Tuesday, September 23, 2008

Making New Friends

Yesterday I had to leave a session to make a phone call. I do that on a fairly regular basis, when the session is a bit boring or to call my friends to brag about the rarity of the condition my patient has. This time, I ducked into an exam room to call a lab to check the cost of a test. I was transferred from the lab to the billing department and put on hold, and during the transfer I heard what might have been a bizarre, strangled scream. I have no more information about that nor does it lead to anything else later in the story; it just weirded me out.

I waited for an indeterminate amount of time. Bored, I looked to my surroundings for entertainment. Sitting on the desk in front of me was a stack of two Tupperware containers. The top one appeared to contain a clump of hair submerged in a bit of water. "Well that's werid," I thought, absently picking up the container. "Who cleans out their shower comb and saves it for the doctor?"

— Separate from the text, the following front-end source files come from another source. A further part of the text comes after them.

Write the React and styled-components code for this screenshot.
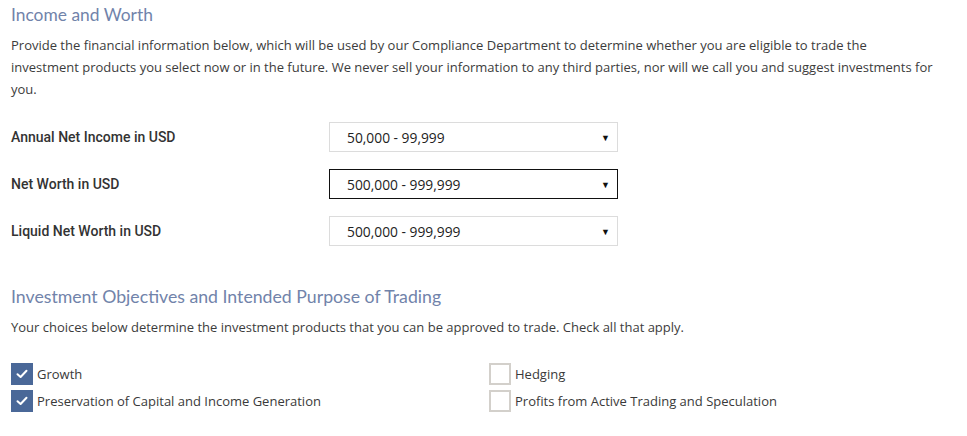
import React from "react";
import styled, { createGlobalStyle } from "styled-components";

const Global = createGlobalStyle`
  html, body { margin: 0; padding: 0; background: #fff; }
  body { font-family: "Open Sans", Lato, sans-serif; color: #3a3a3a; }
`;

const Page = styled.div`
  padding: 4px 11px 0 11px;
  width: 945px;
`;

const Heading = styled.h2`
  margin: 0;
  font-family: Lato, sans-serif;
  font-weight: 400;
  font-size: ${(p) => p.$size || 17.4}px;
  line-height: 22px;
  color: #7183aa;
  margin-top: ${(p) => p.$top || 0}px;
`;

const Intro = styled.p`
  margin: 8px 0 0 0;
  font-family: "Open Sans", sans-serif;
  font-size: 13px;
  line-height: 22px;
  color: #3c3c3c;
  max-width: 925px;
`;

const Fields = styled.div`
  margin-top: 22px;
  display: flex;
  flex-direction: column;
  gap: 17px;
`;

const Row = styled.div`
  display: grid;
  grid-template-columns: 318px 289px;
  align-items: center;
  height: 30px;
`;

const Label = styled.label`
  font-family: Roboto, sans-serif;
  font-weight: 500;
  font-size: 14px;
  color: #333;
`;

const SelectBox = styled.div`
  box-sizing: border-box;
  height: 30px;
  border: 1px solid ${(p) => (p.$focus ? "#111" : "#dcdcdc")};
  display: flex;
  align-items: center;
  justify-content: space-between;
  padding: 0 7px 0 17px;
  font-size: 13.8px;
  color: #222;
`;

const Caret = styled.span`
  font-size: 9px;
  color: #111;
`;

const Checks = styled.div`
  margin-top: 25px;
  display: grid;
  grid-template-columns: 478px 1fr;
  row-gap: 5px;
`;

const CheckItem = styled.div`
  display: flex;
  align-items: center;
  gap: 4px;
  font-size: 13px;
  color: #3a3a3a;
  height: 22px;
`;

const Box = styled.span`
  box-sizing: border-box;
  width: 22px;
  height: 22px;
  display: inline-flex;
  align-items: center;
  justify-content: center;
  background: ${(p) => (p.$checked ? "#4a6898" : "#fff")};
  border: ${(p) => (p.$checked ? "none" : "2px solid #d3d0cb")};
`;

const Tick = () => (
  <svg width="12" height="10" viewBox="0 0 12 10">
    <path d="M1.5 5.2 L4.6 8 L10.5 1.8" fill="none" stroke="#fff" strokeWidth="2" strokeLinecap="round" strokeLinejoin="round" />
  </svg>
);

const Check = ({ checked, children }) => (
  <CheckItem>
    <Box $checked={checked}>{checked && <Tick />}</Box>
    {children}
  </CheckItem>
);

const fields = [
  ["Annual Net Income in USD", "50,000 - 99,999", false],
  ["Net Worth in USD", "500,000 - 999,999", true],
  ["Liquid Net Worth in USD", "500,000 - 999,999", false],
];

export default function App() {
  return (
    <Page>
      <Global />
      <Heading>Income and Worth</Heading>
      <Intro>
        Provide the financial information below, which will be used by our Compliance Department to determine whether you are eligible to trade the investment products you select now or in the future. We never sell your information to any third parties, nor will we call you and suggest investments for you.
      </Intro>
      <Fields>
        {fields.map(([l, v, f]) => (
          <Row key={l}>
            <Label>{l}</Label>
            <SelectBox $focus={f}>
              <span>{v}</span>
              <Caret>▼</Caret>
            </SelectBox>
          </Row>
        ))}
      </Fields>
      <Heading $top={40} $size={17.7}>Investment Objectives and Intended Purpose of Trading</Heading>
      <Intro>Your choices below determine the investment products that you can be approved to trade. Check all that apply.</Intro>
      <Checks>
        <Check checked>Growth</Check>
        <Check>Hedging</Check>
        <Check checked>Preservation of Capital and Income Generation</Check>
        <Check>Profits from Active Trading and Speculation</Check>
      </Checks>
    </Page>
  );
}
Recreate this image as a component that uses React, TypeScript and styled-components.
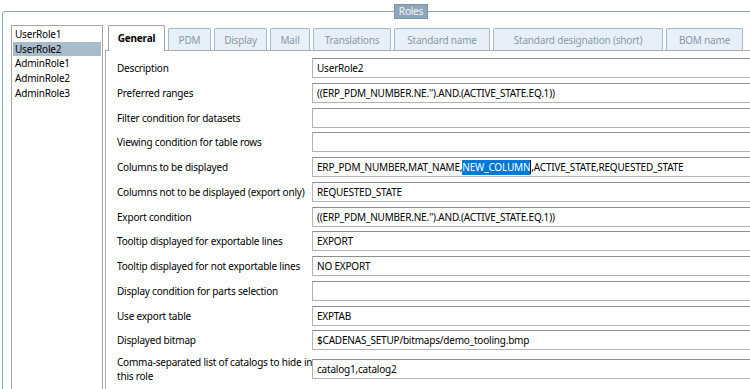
import styled, { createGlobalStyle } from 'styled-components'

const GlobalStyle = createGlobalStyle`
  html, body {
    margin: 0;
    padding: 0;
    background: #fff;
  }
  body {
    font-family: 'Noto Sans', 'Open Sans', sans-serif;
    font-size: 10px;
    letter-spacing: -0.2px;
    color: #000;
  }
`

type TabType = { label: string; width: number }

const tabs: TabType[] = [
  { label: 'General', width: 57 },
  { label: 'PDM', width: 43 },
  { label: 'Display', width: 53 },
  { label: 'Mail', width: 40 },
  { label: 'Translations', width: 78 },
  { label: 'Standard name', width: 96 },
  { label: 'Standard designation (short)', width: 170 },
  { label: 'BOM name', width: 77 },
]

const roles = ['UserRole1', 'UserRole2', 'AdminRole1', 'AdminRole2', 'AdminRole3']

const Window = styled.div`
  width: 750px;
  height: 389px;
  overflow: hidden;
  background: #fff;
`

const GroupBox = styled.div`
  position: relative;
  box-sizing: border-box;
  display: flex;
  width: 840px;
  height: 420px;
  margin: 11px 0 0 2px;
  padding: 13px 0 0 8px;
  border: 1px solid #8ea4b7;
  border-radius: 3px;
`

// title sits on top of the frame's border line
const Legend = styled.div`
  position: absolute;
  top: -8px;
  left: 391px;
  box-sizing: border-box;
  width: 34px;
  height: 15px;
  background: #8ea6ba;
  border: 1px solid #7b94a9;
  color: #f4f8fb;
  font-size: 10px;
  line-height: 13px;
  text-align: center;
`

const RoleList = styled.ul`
  box-sizing: border-box;
  width: 92px;
  margin: 0;
  padding: 1px;
  list-style: none;
  border: 1px solid #a6a6a6;
  background: #fff;
`

const RoleItem = styled.li<{ $selected?: boolean }>`
  height: 14.7px;
  line-height: 14.7px;
  padding-left: 2px;
  white-space: nowrap;
  background: ${(p) => (p.$selected ? '#a9bccc' : 'transparent')};
`

const TabArea = styled.div`
  display: flex;
  flex-direction: column;
  flex: 1;
  margin-left: 2px;
`

const TabStrip = styled.div`
  position: relative;
  z-index: 1;
  display: flex;
  align-items: flex-end;
  gap: 3px;
  height: 26px;
  margin-bottom: -1px;
  padding-left: 3px;
`

const Tab = styled.div<{ $active?: boolean; $width: number }>`
  box-sizing: border-box;
  display: flex;
  align-items: center;
  justify-content: center;
  width: ${(p) => p.$width}px;
  height: ${(p) => (p.$active ? 26 : 22)}px;
  margin-bottom: ${(p) => (p.$active ? 0 : 1)}px;
  padding-bottom: ${(p) => (p.$active ? 1 : 0)}px;
  border: 1px solid ${(p) => (p.$active ? '#a2a2a2' : '#a4b9cb')};
  border-bottom: none;
  border-radius: 2px 2px 0 0;
  background: ${(p) => (p.$active ? '#fff' : '#e7f0f8')};
  color: ${(p) => (p.$active ? '#000' : '#8899a9')};
  font-weight: ${(p) => (p.$active ? 700 : 400)};
  white-space: nowrap;
`

const Panel = styled.div`
  flex: 1;
  padding: 7px 0 0 11px;
  border: 1px solid #acacac;
  background: #fff;
`

const Form = styled.div`
  display: grid;
  grid-template-columns: 195px 1fr;
  row-gap: 4.75px;
  align-items: center;
`

const Label = styled.div`
  line-height: 14px;
  white-space: nowrap;
`

const Field = styled.div`
  box-sizing: border-box;
  display: flex;
  align-items: center;
  height: 20px;
  padding: 0 4px;
  border: 1px solid #b3b3b3;
  border-top-color: #8f8f8f;
  background: #fff;
  white-space: nowrap;
`

const Selection = styled.span`
  background: #0078d7;
  color: #fff;
  line-height: 15px;
`

const Caret = styled.span`
  display: inline-block;
  width: 1px;
  height: 14px;
  background: #000;
`

const rows: { label: React.ReactNode; value: React.ReactNode }[] = [
  { label: 'Description', value: 'UserRole2' },
  { label: 'Preferred ranges', value: "((ERP_PDM_NUMBER.NE.'').AND.(ACTIVE_STATE.EQ.1))" },
  { label: 'Filter condition for datasets', value: '' },
  { label: 'Viewing condition for table rows', value: '' },
  {
    label: 'Columns to be displayed',
    value: (
      <>
        ERP_PDM_NUMBER,MAT_NAME,<Selection>NEW_COLUMN</Selection>
        <Caret />
        ,ACTIVE_STATE,REQUESTED_STATE
      </>
    ),
  },
  { label: 'Columns not to be displayed (export only)', value: 'REQUESTED_STATE' },
  { label: 'Export condition', value: "((ERP_PDM_NUMBER.NE.'').AND.(ACTIVE_STATE.EQ.1))" },
  { label: 'Tooltip displayed for exportable lines', value: 'EXPORT' },
  { label: 'Tooltip displayed for not exportable lines', value: 'NO EXPORT' },
  { label: 'Display condition for parts selection', value: '' },
  { label: 'Use export table', value: 'EXPTAB' },
  { label: 'Displayed bitmap', value: '$CADENAS_SETUP/bitmaps/demo_tooling.bmp' },
  {
    label: (
      <>
        Comma-separated list of catalogs to hide in
        <br />
        this role
      </>
    ),
    value: 'catalog1,catalog2',
  },
]

const App = () => {
  return (
    <Window>
      <GlobalStyle />
      <GroupBox>
        <Legend>Roles</Legend>
        <RoleList>
          {roles.map((r) => (
            <RoleItem key={r} $selected={r === 'UserRole2'}>
              {r}
            </RoleItem>
          ))}
        </RoleList>
        <TabArea>
          <TabStrip>
            {tabs.map((t) => (
              <Tab key={t.label} $width={t.width} $active={t.label === 'General'}>
                {t.label}
              </Tab>
            ))}
          </TabStrip>
          <Panel>
            <Form>
              {rows.map((r, i) => (
                <>
                  <Label key={`l${i}`}>{r.label}</Label>
                  <Field key={`f${i}`}>{r.value}</Field>
                </>
              ))}
            </Form>
          </Panel>
        </TabArea>
      </GroupBox>
    </Window>
  )
}

export default App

I checked the label. "[Patient's name]'s pin worms with eggs attached. Keep in water." Oh. Holy. Jebus. Picture me, sitting in an exam room on the phone, stuck on hold with a lab and a handful of presumably still living parasitic intestinal worms. "Quick" is an understatement describing the speed with which I set that Tupperware down. The one beneath the original nightmare contained what at first glance, still in my parasite-crazed mind, appeared to be folds of infested intestinal tissue. I soon realized that it was actually paper towels. Shut up, I was bracing myself for the worst. This one was just some pinworm eggs from the same patient. Just some parasite eggs.

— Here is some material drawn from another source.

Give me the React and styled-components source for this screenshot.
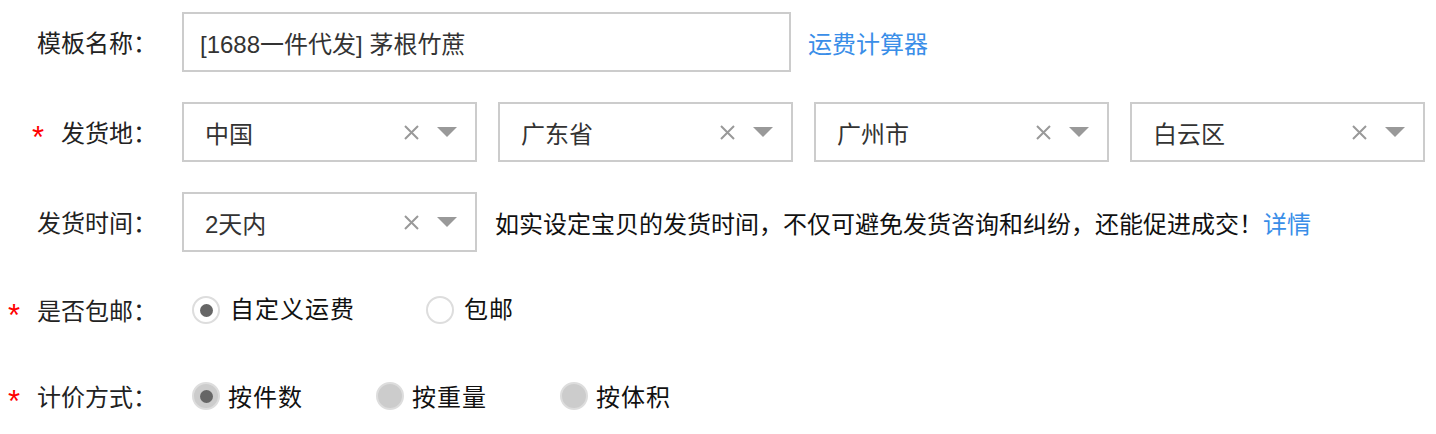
import React from "react";
import styled, { createGlobalStyle } from "styled-components";

const Global = createGlobalStyle`
  html, body { margin: 0; padding: 0; background: #fff; }
  body {
    font-family: "Liberation Sans", "Noto Sans CJK SC", sans-serif;
    color: #222;
  }
`;

const Form = styled.div`
  padding-top: 12px;
  width: 1436px;
  height: 434px;
  box-sizing: border-box;
  overflow: hidden;
`;

const Row = styled.div`
  display: flex;
  align-items: center;
  height: ${(p) => (p.$short ? 56 : 60)}px;
  margin-bottom: 30px;
`;

const Label = styled.div`
  width: 157px;
  margin-right: 25px;
  flex-shrink: 0;
  text-align: right;
  font-size: 24px;
  color: #222;
  white-space: nowrap;
  position: relative;
  top: -1px;
`;

const Star = styled.span`
  color: #f00;
  font-size: 31px;
  line-height: 0;
  margin-right: 17px;
  position: relative;
  top: 6px;
  font-family: "Liberation Sans", sans-serif;
`;

const TextInput = styled.div`
  width: 609px;
  height: 60px;
  box-sizing: border-box;
  border: 2px solid #ccc;
  padding-left: 16px;
  display: flex;
  align-items: center;
  font-size: 24px;
  color: #333;
`;

const Link = styled.a`
  color: #3a8ee8;
  font-size: 24px;
  text-decoration: none;
  margin-left: ${(p) => p.$ml || 0}px;
  cursor: pointer;
`;

const Selects = styled.div`
  display: flex;
  gap: 21px;
`;

const SelectBox = styled.div`
  width: 295px;
  height: 60px;
  box-sizing: border-box;
  border: 2px solid #ccc;
  padding-left: 21px;
  padding-right: 18px;
  display: flex;
  align-items: center;
  font-size: 24px;
  color: #333;
`;

const SelectValue = styled.span`
  flex: 1;
`;

const Icons = styled.span`
  display: flex;
  align-items: center;
  gap: 18px;
`;

const Tip = styled.span`
  font-size: 24px;
  color: #111;
  margin-left: 18px;
  white-space: nowrap;
`;

const RadioGroup = styled.div`
  display: flex;
  align-items: center;
  padding-left: 10px;
`;

const RadioItem = styled.label`
  display: flex;
  align-items: center;
  margin-right: ${(p) => p.$mr}px;
  font-size: 24px;
  color: #111;
`;

const RadioCircle = styled.span`
  width: 28px;
  height: 28px;
  box-sizing: border-box;
  border-radius: 50%;
  border: 2px solid #ddd;
  background: ${(p) => (p.$disabled ? "#ccc" : "#fff")};
  display: flex;
  align-items: center;
  justify-content: center;
  margin-right: ${(p) => p.$gap}px;
  &::after {
    content: "";
    display: ${(p) => (p.$checked ? "block" : "none")};
    width: 13px;
    height: 13px;
    border-radius: 50%;
    background: #666;
  }
`;

const RadioText = styled.span`
  position: relative;
  top: ${(p) => p.$shift || 0}px;
  letter-spacing: 1px;
`;

const ClearIcon = () => (
  <svg width="15" height="15" viewBox="0 0 15 15">
    <path d="M1 1 L14 14 M14 1 L1 14" stroke="#999" strokeWidth="2" fill="none" />
  </svg>
);

const Caret = () => (
  <svg width="20" height="10" viewBox="0 0 20 10">
    <polygon points="0,0 20,0 10,10" fill="#999" />
  </svg>
);

const Select = ({ value }) => (
  <SelectBox>
    <SelectValue>{value}</SelectValue>
    <Icons>
      <ClearIcon />
      <Caret />
    </Icons>
  </SelectBox>
);

const Radio = ({ checked, disabled, children, gap = 10, shift, mr = 74 }) => (
  <RadioItem $mr={mr}>
    <RadioCircle $checked={checked} $disabled={disabled} $gap={gap} />
    <RadioText $shift={shift}>{children}</RadioText>
  </RadioItem>
);

export default function App() {
  return (
    <>
      <Global />
      <Form>
        <Row>
          <Label>模板名称：</Label>
          <TextInput>[1688一件代发] 茅根竹蔗</TextInput>
          <Link $ml={17}>运费计算器</Link>
        </Row>
        <Row>
          <Label>
            <Star>*</Star>发货地：
          </Label>
          <Selects>
            <Select value="中国" />
            <Select value="广东省" />
            <Select value="广州市" />
            <Select value="白云区" />
          </Selects>
        </Row>
        <Row>
          <Label>发货时间：</Label>
          <Select value="2天内" />
          <Tip>如实设定宝贝的发货时间，不仅可避免发货咨询和纠纷，还能促进成交！</Tip>
          <Link $ml={0}>详情</Link>
        </Row>
        <Row $short>
          <Label>
            <Star>*</Star>是否包邮：
          </Label>
          <RadioGroup>
            <Radio checked shift={-3} mr={71}>自定义运费</Radio>
            <Radio shift={-3}>包邮</Radio>
          </RadioGroup>
        </Row>
        <Row $short>
          <Label>
            <Star>*</Star>计价方式：
          </Label>
          <RadioGroup>
            <Radio checked disabled gap={8} shift={-1} mr={73}>按件数</Radio>
            <Radio disabled gap={8} shift={-1} mr={73}>按重量</Radio>
            <Radio disabled gap={8} shift={-1} mr={73}>按体积</Radio>
          </RadioGroup>
        </Row>
      </Form>
    </>
  );
}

Holy crap, who is this chick?! Where is she?! Did she sit in this chair?! Okay, done. Put the phone down, holding or not, and went to wash my hands. Up to the elbows. Several times. By the time I got back to the phone it was making a weird beeping noise, so I hung up and called back, only to be put back on hold. Very good phone system they have down at Baylor. At this point, the infectious disease doctor popped in to the room.

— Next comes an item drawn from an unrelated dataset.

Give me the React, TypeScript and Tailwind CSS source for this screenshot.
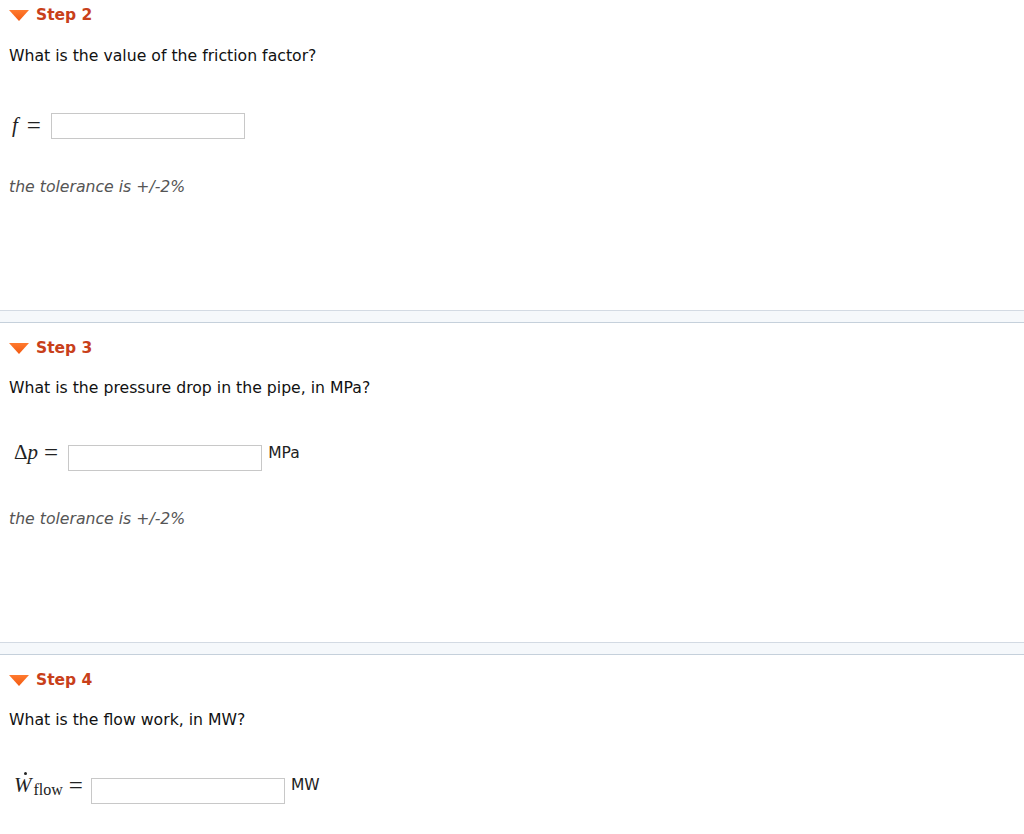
import React from 'react';

const sans = { fontFamily: '"DejaVu Sans", Verdana, sans-serif' };
const serif = { fontFamily: '"Liberation Serif", "Times New Roman", serif' };

const StepHeader: React.FC<{ label: string }> = ({ label }) => (
  <div className="flex items-center h-[28px] pt-[3px] pl-[9px]">
    <svg width="20" height="11" viewBox="0 0 20 11" className="mr-[7px]">
      <defs>
        <linearGradient id="tri" x1="0" y1="0" x2="0" y2="1">
          <stop offset="0" stopColor="#ff7a2e" />
          <stop offset="1" stopColor="#f25a12" />
        </linearGradient>
      </defs>
      <polygon points="0,0 20,0 10,11" fill="url(#tri)" />
    </svg>
    <span className="text-[15.5px] font-bold text-[#c8401a]" style={sans}>{label}</span>
  </div>
);

const Divider = () => (
  <div className="h-[13px] border-t border-[#d3dae3] border-b border-b-[#c5d0db] bg-[#f5f8fb]" />
);

const Answer = () => (
  <input
    type="text"
    className="w-[194px] h-[26px] border border-[#c8c8c8] bg-white outline-none"
  />
);

const Tolerance = () => (
  <div className="pl-[9px] text-[15.7px] italic text-[#555]" style={sans}>
    the tolerance is +/-2%
  </div>
);

const Eq: React.FC<{ className?: string }> = ({ className }) => (
  <span className={`text-[25px] leading-none ${className ?? ''}`} style={serif}>=</span>
);

export default function App() {
  return (
    <div className="w-[1024px] h-[834px] bg-white overflow-hidden text-[#222]">
      {/* Step 2 */}
      <div className="h-[310px]">
        <StepHeader label="Step 2" />
        <div className="pl-[9px] mt-[16px] text-[15.7px] text-[#111]" style={sans}>
          What is the value of the friction factor?
        </div>
        <div className="flex items-center pl-[12px] mt-[45px] h-[26px]">
          <span className="text-[21px] italic mr-[9px]" style={serif}>f</span>
          <Eq className="mr-[10px]" />
          <Answer />
        </div>
        <div className="mt-[36px]">
          <Tolerance />
        </div>
      </div>
      <Divider />

      {/* Step 3 */}
      <div className="h-[319px] pt-[10px]">
        <StepHeader label="Step 3" />
        <div className="pl-[9px] mt-[15px] text-[15.7px] text-[#111]" style={sans}>
          What is the pressure drop in the pipe, in MPa?
        </div>
        <div className="flex items-center pl-[14px] mt-[45px] h-[26px]">
          <span className="text-[21px] mr-[6px] mb-[10px]" style={serif}>
            Δ<span className="italic">p</span>
          </span>
          <Eq className="mr-[10px] mb-[10px]" />
          <Answer />
          <span className="ml-[6px] text-[15.5px] text-[#222] mb-[8px]" style={sans}>MPa</span>
        </div>
        <div className="mt-[36px]">
          <Tolerance />
        </div>
      </div>
      <Divider />

      {/* Step 4 */}
      <div className="pt-[10px]">
        <StepHeader label="Step 4" />
        <div className="pl-[9px] mt-[15px] text-[15.7px] text-[#111]" style={sans}>
          What is the flow work, in MW?
        </div>
        <div className="flex items-center pl-[14px] mt-[46px] h-[26px]">
          <span className="relative text-[21px] italic mb-[10px]" style={serif}>
            W
            <span className="absolute left-[10px] top-[2px] w-[3px] h-[3px] rounded-full bg-[#222]" />
          </span>
          <span className="text-[16px] ml-[2px] mr-[6px] mb-[2px]" style={serif}>flow</span>
          <Eq className="mr-[8px] mb-[10px]" />
          <Answer />
          <span className="ml-[6px] text-[15.5px] text-[#222] mb-[10px]" style={sans}>MW</span>
        </div>
      </div>
    </div>
  );
}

"Are you hanging out with my worms?" he asked, grabbing the disgusting containers.

"Yeah, then I had to wash my hands," I replied, then realizing that information was totally unnecessary, that now this doctor knew I was touching the worm containers, freaking out about touching the worm containers and worrying that worms could transmit their eggs through plastic to my skin. He didn't need to know that.